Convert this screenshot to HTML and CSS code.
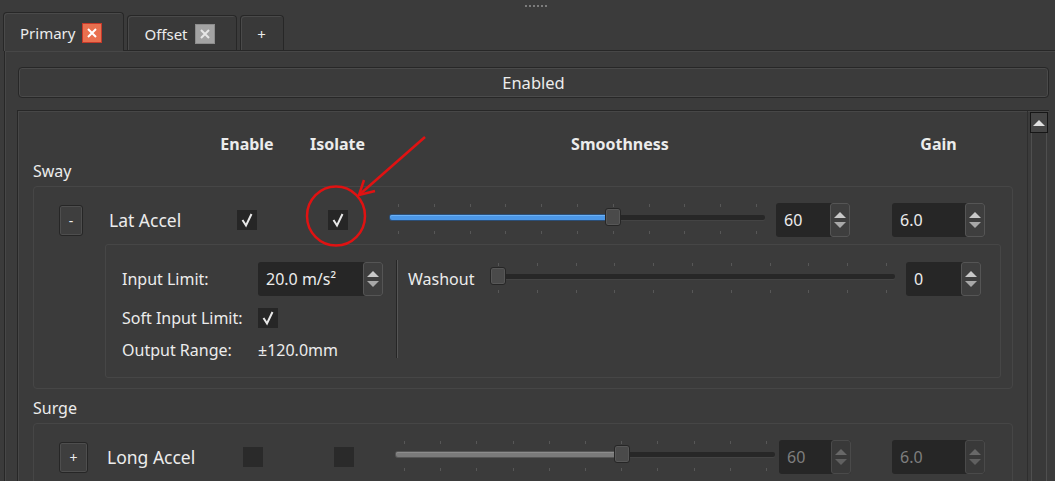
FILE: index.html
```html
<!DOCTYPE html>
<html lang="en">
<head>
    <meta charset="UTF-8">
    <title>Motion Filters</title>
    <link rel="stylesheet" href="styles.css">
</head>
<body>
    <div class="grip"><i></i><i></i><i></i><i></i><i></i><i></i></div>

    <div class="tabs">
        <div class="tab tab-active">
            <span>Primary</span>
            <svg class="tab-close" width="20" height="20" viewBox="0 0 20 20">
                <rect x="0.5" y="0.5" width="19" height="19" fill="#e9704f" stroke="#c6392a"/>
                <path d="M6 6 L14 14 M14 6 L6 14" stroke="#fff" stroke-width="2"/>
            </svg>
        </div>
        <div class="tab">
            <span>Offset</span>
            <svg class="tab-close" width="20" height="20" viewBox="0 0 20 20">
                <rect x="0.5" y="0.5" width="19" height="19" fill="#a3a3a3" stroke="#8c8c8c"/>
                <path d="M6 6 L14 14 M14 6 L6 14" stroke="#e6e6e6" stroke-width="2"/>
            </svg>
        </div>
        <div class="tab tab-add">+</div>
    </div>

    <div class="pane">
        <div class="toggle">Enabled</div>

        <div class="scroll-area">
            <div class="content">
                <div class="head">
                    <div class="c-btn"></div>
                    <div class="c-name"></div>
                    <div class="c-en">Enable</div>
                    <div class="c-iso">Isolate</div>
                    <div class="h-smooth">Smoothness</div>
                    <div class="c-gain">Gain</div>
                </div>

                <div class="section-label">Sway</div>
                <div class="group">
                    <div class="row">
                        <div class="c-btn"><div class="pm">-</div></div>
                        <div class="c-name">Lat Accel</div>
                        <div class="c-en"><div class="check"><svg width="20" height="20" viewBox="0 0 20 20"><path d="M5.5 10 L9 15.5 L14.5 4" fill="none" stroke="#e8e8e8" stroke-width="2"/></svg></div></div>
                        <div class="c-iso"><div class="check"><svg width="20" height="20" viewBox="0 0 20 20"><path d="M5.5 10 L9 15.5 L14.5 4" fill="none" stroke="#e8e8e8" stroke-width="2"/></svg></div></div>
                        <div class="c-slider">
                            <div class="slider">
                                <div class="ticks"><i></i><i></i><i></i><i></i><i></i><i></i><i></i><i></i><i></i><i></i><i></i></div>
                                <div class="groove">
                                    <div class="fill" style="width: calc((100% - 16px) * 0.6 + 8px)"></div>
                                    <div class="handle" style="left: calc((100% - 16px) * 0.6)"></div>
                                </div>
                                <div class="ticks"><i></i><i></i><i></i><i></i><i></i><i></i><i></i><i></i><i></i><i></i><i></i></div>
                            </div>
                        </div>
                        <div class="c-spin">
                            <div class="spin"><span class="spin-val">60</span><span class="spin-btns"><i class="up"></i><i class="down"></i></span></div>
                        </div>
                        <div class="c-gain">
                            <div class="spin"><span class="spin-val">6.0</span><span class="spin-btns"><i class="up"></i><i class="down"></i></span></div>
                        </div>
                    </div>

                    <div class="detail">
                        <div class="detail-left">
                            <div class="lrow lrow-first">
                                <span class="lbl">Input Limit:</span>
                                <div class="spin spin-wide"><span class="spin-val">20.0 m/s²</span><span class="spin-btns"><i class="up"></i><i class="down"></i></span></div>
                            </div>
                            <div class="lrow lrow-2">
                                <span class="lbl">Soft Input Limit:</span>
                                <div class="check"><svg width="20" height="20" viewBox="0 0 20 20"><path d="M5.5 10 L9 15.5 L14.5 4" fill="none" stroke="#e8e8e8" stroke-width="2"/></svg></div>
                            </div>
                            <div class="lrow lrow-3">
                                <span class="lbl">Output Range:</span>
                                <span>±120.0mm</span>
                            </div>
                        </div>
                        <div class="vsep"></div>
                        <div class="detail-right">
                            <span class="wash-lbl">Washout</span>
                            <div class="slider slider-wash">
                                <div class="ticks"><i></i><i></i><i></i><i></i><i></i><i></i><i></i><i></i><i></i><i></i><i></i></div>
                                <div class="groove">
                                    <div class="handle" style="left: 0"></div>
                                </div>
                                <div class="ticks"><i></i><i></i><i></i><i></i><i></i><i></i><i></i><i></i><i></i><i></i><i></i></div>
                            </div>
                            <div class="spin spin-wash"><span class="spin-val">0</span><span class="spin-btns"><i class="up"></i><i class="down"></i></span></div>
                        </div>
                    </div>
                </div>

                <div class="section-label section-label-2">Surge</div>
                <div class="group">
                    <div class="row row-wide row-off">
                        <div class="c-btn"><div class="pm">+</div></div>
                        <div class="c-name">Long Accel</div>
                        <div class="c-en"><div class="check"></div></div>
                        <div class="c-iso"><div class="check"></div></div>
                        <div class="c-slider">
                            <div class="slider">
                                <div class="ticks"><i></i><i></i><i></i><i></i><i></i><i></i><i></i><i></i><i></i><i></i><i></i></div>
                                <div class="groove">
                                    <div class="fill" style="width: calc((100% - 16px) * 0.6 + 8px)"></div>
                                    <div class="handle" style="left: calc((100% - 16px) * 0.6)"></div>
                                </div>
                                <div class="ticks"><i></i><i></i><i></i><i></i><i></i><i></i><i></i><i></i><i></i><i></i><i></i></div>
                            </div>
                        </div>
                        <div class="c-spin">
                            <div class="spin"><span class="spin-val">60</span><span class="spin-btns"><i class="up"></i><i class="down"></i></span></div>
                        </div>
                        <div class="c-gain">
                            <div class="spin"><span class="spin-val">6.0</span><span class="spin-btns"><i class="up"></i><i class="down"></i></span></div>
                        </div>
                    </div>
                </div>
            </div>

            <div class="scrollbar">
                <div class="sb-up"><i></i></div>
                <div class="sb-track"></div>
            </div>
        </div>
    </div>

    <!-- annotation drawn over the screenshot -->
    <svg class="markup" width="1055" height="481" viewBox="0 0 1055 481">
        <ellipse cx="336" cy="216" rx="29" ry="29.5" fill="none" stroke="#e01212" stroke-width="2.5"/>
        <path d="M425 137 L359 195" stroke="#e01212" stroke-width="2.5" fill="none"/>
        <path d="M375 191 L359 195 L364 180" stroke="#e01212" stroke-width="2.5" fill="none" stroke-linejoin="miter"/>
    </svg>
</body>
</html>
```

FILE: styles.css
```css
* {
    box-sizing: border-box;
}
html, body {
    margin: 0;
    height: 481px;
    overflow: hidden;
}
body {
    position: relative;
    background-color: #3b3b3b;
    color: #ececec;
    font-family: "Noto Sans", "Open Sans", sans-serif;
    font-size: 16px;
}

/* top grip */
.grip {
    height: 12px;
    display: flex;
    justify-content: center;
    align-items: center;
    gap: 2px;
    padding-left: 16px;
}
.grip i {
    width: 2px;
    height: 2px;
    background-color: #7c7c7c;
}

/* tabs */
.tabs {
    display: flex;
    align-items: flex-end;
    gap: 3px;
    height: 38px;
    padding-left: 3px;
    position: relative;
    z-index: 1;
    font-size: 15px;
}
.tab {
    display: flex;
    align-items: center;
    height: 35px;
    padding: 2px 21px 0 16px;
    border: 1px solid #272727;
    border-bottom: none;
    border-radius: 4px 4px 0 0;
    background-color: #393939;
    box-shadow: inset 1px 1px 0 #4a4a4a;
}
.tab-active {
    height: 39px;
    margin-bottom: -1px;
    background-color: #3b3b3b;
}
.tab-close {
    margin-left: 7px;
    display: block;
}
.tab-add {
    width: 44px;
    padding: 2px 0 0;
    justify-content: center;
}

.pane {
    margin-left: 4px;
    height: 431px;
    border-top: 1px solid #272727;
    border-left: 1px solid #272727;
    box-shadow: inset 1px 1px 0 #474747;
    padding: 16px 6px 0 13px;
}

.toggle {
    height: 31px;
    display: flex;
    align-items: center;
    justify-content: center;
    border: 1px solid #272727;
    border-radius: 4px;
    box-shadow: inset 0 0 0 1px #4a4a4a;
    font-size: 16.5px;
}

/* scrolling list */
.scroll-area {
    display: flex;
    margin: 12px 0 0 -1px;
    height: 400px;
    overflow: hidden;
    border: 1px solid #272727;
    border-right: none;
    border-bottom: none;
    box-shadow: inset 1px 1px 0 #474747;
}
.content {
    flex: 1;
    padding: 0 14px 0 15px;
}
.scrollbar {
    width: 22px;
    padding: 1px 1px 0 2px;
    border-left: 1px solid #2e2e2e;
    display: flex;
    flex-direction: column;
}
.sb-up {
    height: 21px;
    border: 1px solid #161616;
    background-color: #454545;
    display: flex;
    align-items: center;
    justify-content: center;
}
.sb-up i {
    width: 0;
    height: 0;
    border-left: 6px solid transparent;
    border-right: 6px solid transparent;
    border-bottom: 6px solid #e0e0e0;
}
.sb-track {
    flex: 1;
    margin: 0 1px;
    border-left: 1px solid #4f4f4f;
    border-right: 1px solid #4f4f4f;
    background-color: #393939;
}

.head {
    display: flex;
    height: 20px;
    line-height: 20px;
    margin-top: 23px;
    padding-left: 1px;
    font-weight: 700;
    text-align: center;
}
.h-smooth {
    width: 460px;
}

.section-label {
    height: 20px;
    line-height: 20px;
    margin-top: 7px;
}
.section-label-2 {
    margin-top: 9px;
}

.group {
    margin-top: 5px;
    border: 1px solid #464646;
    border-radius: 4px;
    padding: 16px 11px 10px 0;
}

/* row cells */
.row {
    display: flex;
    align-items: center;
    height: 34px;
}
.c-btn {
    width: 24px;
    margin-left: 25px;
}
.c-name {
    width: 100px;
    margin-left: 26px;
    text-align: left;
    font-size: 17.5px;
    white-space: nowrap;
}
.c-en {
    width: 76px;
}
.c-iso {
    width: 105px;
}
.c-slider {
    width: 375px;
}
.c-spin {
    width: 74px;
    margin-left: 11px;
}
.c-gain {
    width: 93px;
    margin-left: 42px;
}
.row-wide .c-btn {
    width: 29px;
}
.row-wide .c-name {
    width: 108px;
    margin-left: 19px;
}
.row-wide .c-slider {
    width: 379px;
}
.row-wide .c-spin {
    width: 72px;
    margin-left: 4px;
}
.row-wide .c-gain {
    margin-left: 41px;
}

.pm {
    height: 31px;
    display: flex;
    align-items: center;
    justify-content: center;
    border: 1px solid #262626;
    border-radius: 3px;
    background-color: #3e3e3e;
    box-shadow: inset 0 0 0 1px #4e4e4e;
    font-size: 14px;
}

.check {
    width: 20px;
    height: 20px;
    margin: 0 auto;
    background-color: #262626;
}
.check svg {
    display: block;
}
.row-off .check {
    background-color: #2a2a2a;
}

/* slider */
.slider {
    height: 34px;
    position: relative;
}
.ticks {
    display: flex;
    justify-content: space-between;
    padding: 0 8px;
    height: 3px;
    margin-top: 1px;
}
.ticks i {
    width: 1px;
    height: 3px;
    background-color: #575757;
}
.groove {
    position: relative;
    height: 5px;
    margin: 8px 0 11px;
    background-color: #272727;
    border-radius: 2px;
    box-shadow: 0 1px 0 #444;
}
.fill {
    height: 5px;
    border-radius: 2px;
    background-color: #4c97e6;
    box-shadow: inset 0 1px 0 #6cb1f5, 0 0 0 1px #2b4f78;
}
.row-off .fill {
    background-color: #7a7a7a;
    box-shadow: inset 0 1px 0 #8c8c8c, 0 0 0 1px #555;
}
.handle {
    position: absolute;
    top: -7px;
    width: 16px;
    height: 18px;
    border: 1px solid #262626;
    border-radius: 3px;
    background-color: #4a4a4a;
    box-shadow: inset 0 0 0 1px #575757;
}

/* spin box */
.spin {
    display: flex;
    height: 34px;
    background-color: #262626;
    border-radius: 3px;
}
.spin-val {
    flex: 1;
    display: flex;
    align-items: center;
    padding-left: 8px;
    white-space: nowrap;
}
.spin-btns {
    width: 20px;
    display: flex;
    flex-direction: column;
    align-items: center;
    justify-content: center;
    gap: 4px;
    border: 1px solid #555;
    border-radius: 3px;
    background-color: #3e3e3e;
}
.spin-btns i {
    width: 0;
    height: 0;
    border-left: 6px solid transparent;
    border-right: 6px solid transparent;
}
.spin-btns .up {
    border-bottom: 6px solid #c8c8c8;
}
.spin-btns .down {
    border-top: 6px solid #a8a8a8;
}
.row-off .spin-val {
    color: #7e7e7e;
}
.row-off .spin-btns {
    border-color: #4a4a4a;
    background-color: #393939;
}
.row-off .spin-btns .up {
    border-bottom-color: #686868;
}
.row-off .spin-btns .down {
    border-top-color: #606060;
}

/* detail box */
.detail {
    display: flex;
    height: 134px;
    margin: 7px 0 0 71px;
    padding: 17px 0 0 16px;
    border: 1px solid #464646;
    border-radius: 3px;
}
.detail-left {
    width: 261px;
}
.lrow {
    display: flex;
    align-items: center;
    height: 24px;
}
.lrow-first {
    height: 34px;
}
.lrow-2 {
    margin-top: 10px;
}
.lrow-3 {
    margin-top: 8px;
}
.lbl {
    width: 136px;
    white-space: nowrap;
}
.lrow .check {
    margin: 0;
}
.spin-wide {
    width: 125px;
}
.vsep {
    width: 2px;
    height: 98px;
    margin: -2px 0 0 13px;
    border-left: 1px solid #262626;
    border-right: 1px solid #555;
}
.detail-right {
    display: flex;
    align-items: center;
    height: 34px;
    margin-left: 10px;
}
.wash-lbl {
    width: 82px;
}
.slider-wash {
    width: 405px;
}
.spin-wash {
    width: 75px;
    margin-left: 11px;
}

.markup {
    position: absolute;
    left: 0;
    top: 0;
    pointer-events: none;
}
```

> PROBLEM DETAILS:
Say how many lines of the material contain the word "screenshot", with no other text.

> RESPONSE FOR THIS EXERCISE:
2